The employee who speaks up is not a troublemaker. They are a warning system. They are often the first person to notice when a leader is dropping the ball, when a process is failing, or when the culture is slipping into something unhealthy. They see the cracks long before they become disasters and they care enough to say something.
When leaders ignore these people, they silence one of the most valuable sources of truth inside the organisation. Things start to unravel quietly. Small issues become large ones. Blind spots widen. And the very problems that person was trying to prevent end up exploding because no one wanted to hear the uncomfortable truth.
Avoiding or dismissing the outspoken employee does not protect harmony, it creates false peace while everything deteriorates behind the scenes. Leaders who keep things “calm” by ignoring reality are not leading; they are delaying the inevitable.
There is a simple question every leader should ask themselves:
"If someone is taking the risk to show me where things are going wrong, why would I not listen?"

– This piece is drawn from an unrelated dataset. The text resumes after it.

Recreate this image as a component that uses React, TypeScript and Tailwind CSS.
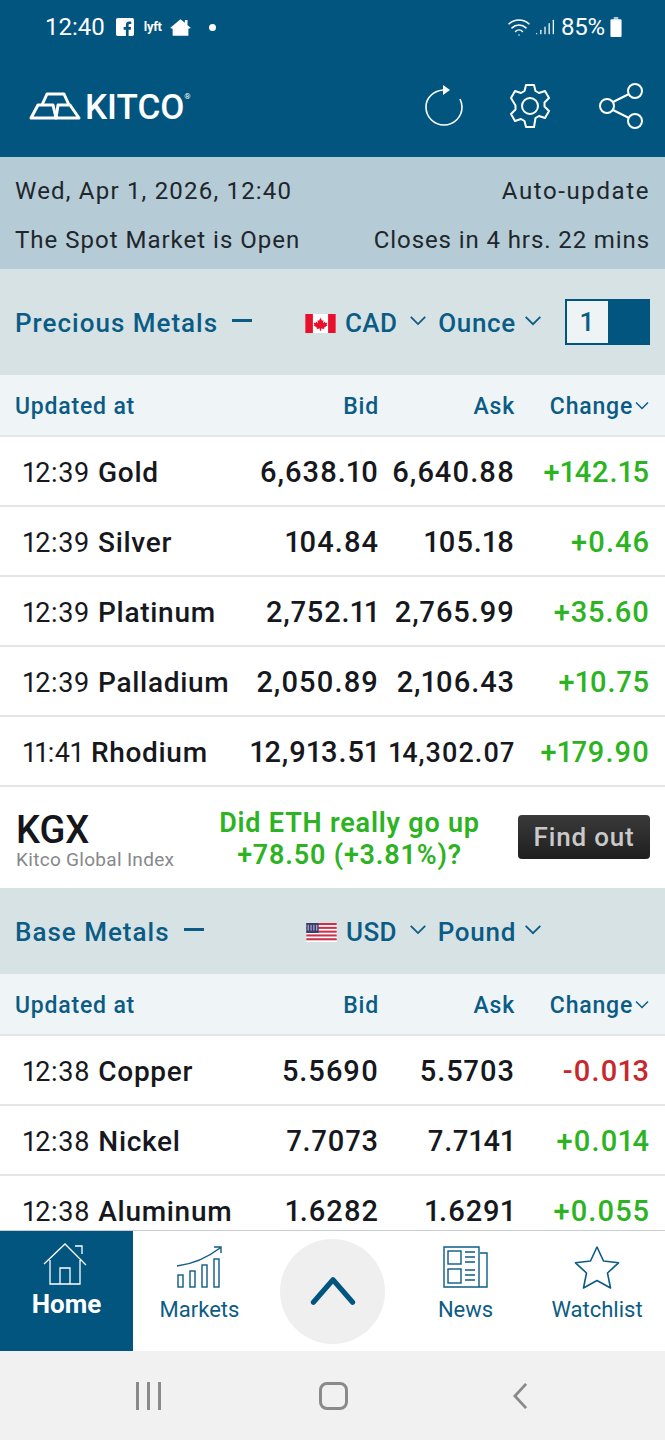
import { Signal, Wifi } from "lucide-react";

type Row = { time: string; name: string; bid: string; ask: string; change: string; down?: boolean };

const precious: Row[] = [
  { time: "12:39", name: "Gold", bid: "6,638.10", ask: "6,640.88", change: "+142.15" },
  { time: "12:39", name: "Silver", bid: "104.84", ask: "105.18", change: "+0.46" },
  { time: "12:39", name: "Platinum", bid: "2,752.11", ask: "2,765.99", change: "+35.60" },
  { time: "12:39", name: "Palladium", bid: "2,050.89", ask: "2,106.43", change: "+10.75" },
  { time: "11:41", name: "Rhodium", bid: "12,913.51", ask: "14,302.07", change: "+179.90" },
];

const base: Row[] = [
  { time: "12:38", name: "Copper", bid: "5.5690", ask: "5.5703", change: "-0.013", down: true },
  { time: "12:38", name: "Nickel", bid: "7.7073", ask: "7.7141", change: "+0.014" },
  { time: "12:38", name: "Aluminum", bid: "1.6282", ask: "1.6291", change: "+0.055" },
];

function Chevron({ className }: { className: string }) {
  return (
    <svg viewBox="0 0 20 12" className={className} fill="none" stroke="currentColor" strokeWidth="2">
      <path d="M2 2l8 8 8-8" />
    </svg>
  );
}

function TableHead() {
  return (
    <div className="flex h-[62px] shrink-0 items-center border-b-2 border-[#e3e6e8] bg-[#eff4f7] px-[15px] pt-[4px] text-[23px] font-medium tracking-[0.8px] text-[#0b5c85]">
      <div className="flex-1">Updated at</div>
      <div className="w-[100px] text-right">Bid</div>
      <div className="w-[136px] text-right">Ask</div>
      <div className="flex w-[135px] items-center justify-end">
        Change
        <Chevron className="mb-[4px] ml-[1px] h-[9px] w-[16px]" />
      </div>
    </div>
  );
}

function PriceRow({ row }: { row: Row }) {
  return (
    <div className="flex h-[70px] shrink-0 items-center border-b-2 border-[#e3e5e6] bg-white pl-[23px] pr-[15px] pt-[4px] text-[29px] font-medium tracking-[0.9px] text-[#16181d] proportional-nums">
      <div className="flex min-w-0 flex-1 items-center whitespace-nowrap">
        <span className="mr-[8px] text-[27px] font-normal tracking-[0.6px]">{row.time}</span>
        <span className="text-[28px] tracking-[0.7px]">{row.name}</span>
      </div>
      <div className="flex w-[100px] justify-end whitespace-nowrap">{row.bid}</div>
      <div className={`w-[136px] whitespace-nowrap text-right ${row.ask.length > 8 ? "text-[27px]" : ""}`}>{row.ask}</div>
      <div className={`w-[135px] text-right ${row.down ? "text-[#c8282d]" : "text-[#2cb322]"}`}>{row.change}</div>
    </div>
  );
}

function Flag({ kind }: { kind: "ca" | "us" }) {
  if (kind === "ca") {
    return (
      <svg viewBox="0 0 32 20" className="h-[19px] w-[33px]">
        <rect width="32" height="20" fill="#fff" />
        <rect width="8" height="20" fill="#e8112d" />
        <rect x="24" width="8" height="20" fill="#e8112d" />
        <path d="M16 4l1.600 3 1.600-.8-.6 3.600 2-1.800.6 1.400 2-.3-.7 2.200.8.500-3.600 2.700.4 1.200-3.400-.4v2.400h-1.400v-2.400l-3.400.4.4-1.200-3.600-2.700.8-.5-.7-2.200 2 .3.6-1.400 2 1.800-.6-3.600 1.600.8z" fill="#e8112d" />
      </svg>
    );
  }
  return (
    <svg viewBox="0 0 32 20" className="h-[19px] w-[33px]">
      <rect width="32" height="20" fill="#fff" />
      {[0, 4, 8, 12, 16].map((y) => (
        <rect key={y} y={y} width="32" height="2.2" fill="#c8324a" />
      ))}
      <rect width="13" height="10.5" fill="#3c3b6e" />
      <path d="M2 2v6M5 2v6M8 2v6M11 2v6" stroke="#c9cde6" strokeWidth="1" />
    </svg>
  );
}

function SectionHead({ title, flag, currency, unit, toggle }: { title: string; flag: "ca" | "us"; currency: string; unit: string; toggle?: boolean }) {
  return (
    <div className={`flex shrink-0 items-center bg-[#d7e2e5] px-[15px] pt-[3px] text-[26px] font-medium tracking-[1px] text-[#0b5c85] ${toggle ? "h-[106px]" : "h-[86px]"}`}>
      <span>{title}</span>
      <span className="mb-[6px] ml-[14px] h-[3px] w-[20px] bg-[#0b5c85]" />
      <div className="ml-auto flex items-center">
        <Flag kind={flag} />
        <span className="ml-[8px] tracking-[0.3px]">{currency}</span>
        <Chevron className="mb-[6px] ml-[12px] h-[11px] w-[18px]" />
        <span className="ml-[11px] tracking-[0.7px]">{unit}</span>
        <Chevron className="mb-[6px] ml-[7px] h-[11px] w-[20px]" />
        {toggle ? (
          <div className="mb-[3px] ml-[22px] flex h-[46px] w-[85px] border-2 border-[#02557f]">
            <div className="flex w-[41px] items-center justify-center bg-[#eef3f6] text-[26px] font-medium">1</div>
            <div className="flex-1 bg-[#02557f]" />
          </div>
        ) : (
          <div className="w-[107px]" />
        )}
      </div>
    </div>
  );
}

export default function App() {
  return (
    <div className="flex h-[1440px] w-[665px] flex-col overflow-hidden bg-white font-['Roboto',sans-serif]">
      <header className="h-[157px] shrink-0 bg-[#02557f] px-[15px] text-white">
        <div className="flex h-[54px] items-center pl-[30px] pr-[28px] text-[24px]">
          <span>12:40</span>
          <svg viewBox="0 0 20 20" className="ml-[11px] h-[18px] w-[18px]">
            <rect width="20" height="20" rx="2" fill="#fff" />
            <path d="M14 20v-7h2.400l.4-3H14V8.200c0-.9.300-1.400 1.500-1.400H17V4.100C16.700 4 15.800 4 14.800 4 12.600 4 11 5.300 11 7.800V10H8.500v3H11v7z" fill="#02557f" />
          </svg>
          <span className="ml-[10px] text-[13px] font-bold tracking-[-0.3px]">lyft</span>
          <svg viewBox="0 0 24 20" className="ml-[8px] h-[20px] w-[21px]" fill="#fff">
            <path d="M12 1l5 4V2h3v6l4 3-3 1v8H3v-8l-3-1z" />
          </svg>
          <span className="ml-[18px] h-[7px] w-[7px] rounded-full bg-white" />
          <div className="ml-auto flex items-center">
            <Wifi className="h-[24px] w-[26px]" strokeWidth={1.5} />
            <Signal className="ml-[3px] h-[20px] w-[20px]" strokeWidth={1.5} />
            <span className="ml-[6px] mr-[5px] text-[24px] font-normal tracking-[-0.2px]">85%</span>
            <svg viewBox="0 0 10 18" className="h-[20px] w-[12px]" fill="#fff">
              <rect x="3" width="4" height="2" opacity="0.7" />
              <rect y="2" width="10" height="16" rx="1" />
            </svg>
          </div>
        </div>
        <div className="flex h-[103px] items-center">
          <div className="ml-[14px] flex items-center">
            <svg viewBox="0 0 52 28" className="h-[28px] w-[52px]" fill="none" stroke="#fff" strokeWidth="3" strokeLinejoin="round">
              <path d="M13 13l5-11h17l5 11" />
              <path d="M9 13h15l3 13H2z" />
              <path d="M29 13h12l9 13H27z" />
            </svg>
            <span className="ml-[4px] pt-[3px] text-[35px] font-medium leading-none tracking-[0px]">KITCO</span>
            <span className="mb-[18px] text-[8px]">®</span>
          </div>
          <div className="ml-auto flex items-center pr-[6px]">
            <svg viewBox="0 0 40 42" className="h-[42px] w-[40px]" fill="none" stroke="#fff" strokeWidth="1.6">
              <path d="M19 5C9 6 2 13 2 22c0 10 8 18 18 18s18-8 18-18c0-3-.8-5.500-2-8" />
              <path d="M19 0l7 5-7 5z" fill="#fff" stroke="none" />
            </svg>
            <svg viewBox="0 0 44 46" className="ml-[44px] h-[46px] w-[44px]" fill="none" stroke="#fff" strokeWidth="2" strokeLinejoin="round">
              <path d="M18 2h8l1.500 6 3.500 2 6-2 4 7-4.500 4.500v4L41 28l-4 7-6-2-3.500 2L26 44h-8l-1.500-6-3.500-2-6 2-4-7 4.500-4.500v-4L3 15l4-7 6 2 3.500-2z" />
              <circle cx="22" cy="23" r="8" />
            </svg>
            <svg viewBox="0 0 46 46" className="ml-[46px] h-[46px] w-[46px]" fill="none" stroke="#fff" strokeWidth="2">
              <circle cx="9" cy="23" r="7" />
              <circle cx="37" cy="8" r="7" />
              <circle cx="37" cy="38" r="7" />
              <path d="M15 19l16-8M15 27l16 8" />
            </svg>
          </div>
        </div>
      </header>

      <div className="flex h-[112px] shrink-0 flex-col justify-center gap-[21px] bg-[#b5cbd6] px-[15px] pt-[4px] text-[24px] leading-[28px] tracking-[1px] text-[#20262b]">
        <div className="flex justify-between">
          <span className="tracking-[1.2px]">Wed, Apr 1, 2026, 12:40</span>
          <span className="tracking-[1.6px]">Auto-update</span>
        </div>
        <div className="flex justify-between">
          <span>The Spot Market is Open</span>
          <span className="tracking-[0.9px]">Closes in 4 hrs. 22 mins</span>
        </div>
      </div>

      <div className="flex min-h-0 flex-1 flex-col overflow-hidden">
        <SectionHead title="Precious Metals" flag="ca" currency="CAD" unit="Ounce" toggle />
        <TableHead />
        {precious.map((row) => (
          <PriceRow key={row.name} row={row} />
        ))}
        <div className="flex h-[101px] shrink-0 items-center bg-white px-[15px]">
          <div className="w-[180px] pt-[8px]">
            <div className="pl-[1px] text-[38px] font-medium leading-[36px] text-[#14161c]">KGX</div>
            <div className="pl-[1px] text-[19px] leading-[24px] tracking-[0.3px] text-[#85888c]">Kitco Global Index</div>
          </div>
          <div className="flex-1 pr-[14px] pt-[3px] text-center text-[27px] font-semibold leading-[32px] tracking-[0.8px] text-[#2cb322]">
            <div>Did ETH really go up</div>
            <div>+78.50 (+3.81%)?</div>
          </div>
          <div className="mb-[1px] flex h-[44px] w-[132px] items-center justify-center rounded-[4px] bg-gradient-to-b from-[#3a3a3a] to-[#1f1f1f] text-[26px] font-medium tracking-[0.8px] text-[#c9c9c9]">Find out</div>
        </div>
        <SectionHead title="Base Metals" flag="us" currency="USD" unit="Pound" />
        <TableHead />
        {base.map((row) => (
          <PriceRow key={row.name} row={row} />
        ))}
      </div>

      <nav className="flex h-[121px] shrink-0 border-t-[1px] border-[#c9ccd0] bg-white text-[#0b5c85]">
        <div className="flex w-[133px] flex-col items-center bg-[#02557f] pt-[12px] text-white">
          <svg viewBox="0 0 44 42" className="mr-[3px] h-[42px] w-[44px]" fill="none" stroke="#fff" strokeWidth="1.3">
            <path d="M1 21L22 1l21 21M7 17v24h30V17M17 41V25h10v16M32 3h7v8" />
          </svg>
          <span className="mt-[4px] text-[26px] font-bold leading-[30px]">Home</span>
        </div>
        <div className="flex w-[133px] flex-col items-center pt-[15px]">
          <svg viewBox="0 0 46 42" className="h-[42px] w-[46px]" fill="none" stroke="#0b5c85" strokeWidth="1.4">
            <path d="M0 20c16-2 30-8 43-18M37 1h7v6" />
            <rect x="1" y="29" width="5" height="12" />
            <rect x="13" y="25" width="5" height="16" />
            <rect x="25" y="19" width="5" height="22" />
            <rect x="37" y="13" width="5" height="28" />
          </svg>
          <span className="mt-[9px] text-[22px] leading-[26px]">Markets</span>
        </div>
        <div className="flex w-[133px] items-center justify-center">
          <div className="flex h-[105px] w-[105px] items-center justify-center rounded-full bg-[#efefef]">
            <svg viewBox="0 0 48 30" className="h-[28px] w-[46px]" fill="none" stroke="#02557f" strokeWidth="5.500" strokeLinecap="round" strokeLinejoin="round">
              <path d="M3 27L24 3l21 24" />
            </svg>
          </div>
        </div>
        <div className="flex w-[133px] flex-col items-center pt-[15px]">
          <svg viewBox="0 0 46 42" className="h-[42px] w-[46px]" fill="none" stroke="#0b5c85" strokeWidth="1.4">
            <path d="M37 7h7v34H36M1 1h35v40H1z" />
            <rect x="5" y="5" width="13" height="13" />
            <rect x="5" y="23" width="13" height="14" />
            <path d="M22 6h10M22 11h10M22 16h10M22 24h10M22 29h10M22 34h10" />
          </svg>
          <span className="mt-[9px] text-[22px] leading-[26px]">News</span>
        </div>
        <div className="flex w-[133px] flex-col items-center pt-[14px]">
          <svg viewBox="0 0 46 46" className="mr-[3px] h-[46px] w-[46px]" fill="none" stroke="#0b5c85" strokeWidth="1.6" strokeLinejoin="round">
            <path d="M23 2l6.500 14 15 1.800-11 10.200 3 15L23 35.500 9.500 43l3-15-11-10.200 15-1.800z" />
          </svg>
          <span className="mr-[3px] mt-[6px] text-[22px] leading-[26px]">Watchlist</span>
        </div>
      </nav>

      <div className="flex h-[89px] shrink-0 items-center bg-[#f1f1f1] text-[#8a8a8a]">
        <div className="flex w-[296px] justify-center gap-[8px]">
          <span className="h-[28px] w-[3px] bg-[#8a8a8a]" />
          <span className="h-[28px] w-[3px] bg-[#8a8a8a]" />
          <span className="h-[28px] w-[3px] bg-[#8a8a8a]" />
        </div>
        <div className="ml-[23px] h-[28px] w-[29px] rounded-[8px] border-[3px] border-[#8a8a8a]" />
        <svg viewBox="0 0 18 30" className="ml-[164px] h-[28px] w-[17px]" fill="none" stroke="#8a8a8a" strokeWidth="3">
          <path d="M15 2L3 15l12 13" />
        </svg>
      </div>
    </div>
  );
}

People do not speak up because it is easy, they speak up because they care. They see the potential in the organisation and refuse to watch it crumble under avoidable mistakes. They are the ones who push for higher standards, stronger systems, and better outcomes.
Listening to them does not mean agreeing with everything they say. It means valuing their perspective, investigating concerns, and recognising that courage is a resource, not a threat. The outspoken employee is often the one with the integrity to say what others will not, the insight to connect the dots, and the conviction to hold leadership accountable when it matters most.
A resilient organisation is built on truth, not silence. Leaders who embrace honest voices, even when they challenge their own actions, grow stronger, wiser, and more effective. Those who shut those voices down risk losing not only the employee but the clarity that could have prevented bigger failures.
Great leadership is not about avoiding conflict; it is about engaging with reality. And sometimes reality arrives in the form of one brave employee saying, “This is not right.” Listening to that person is not optional, it is essential.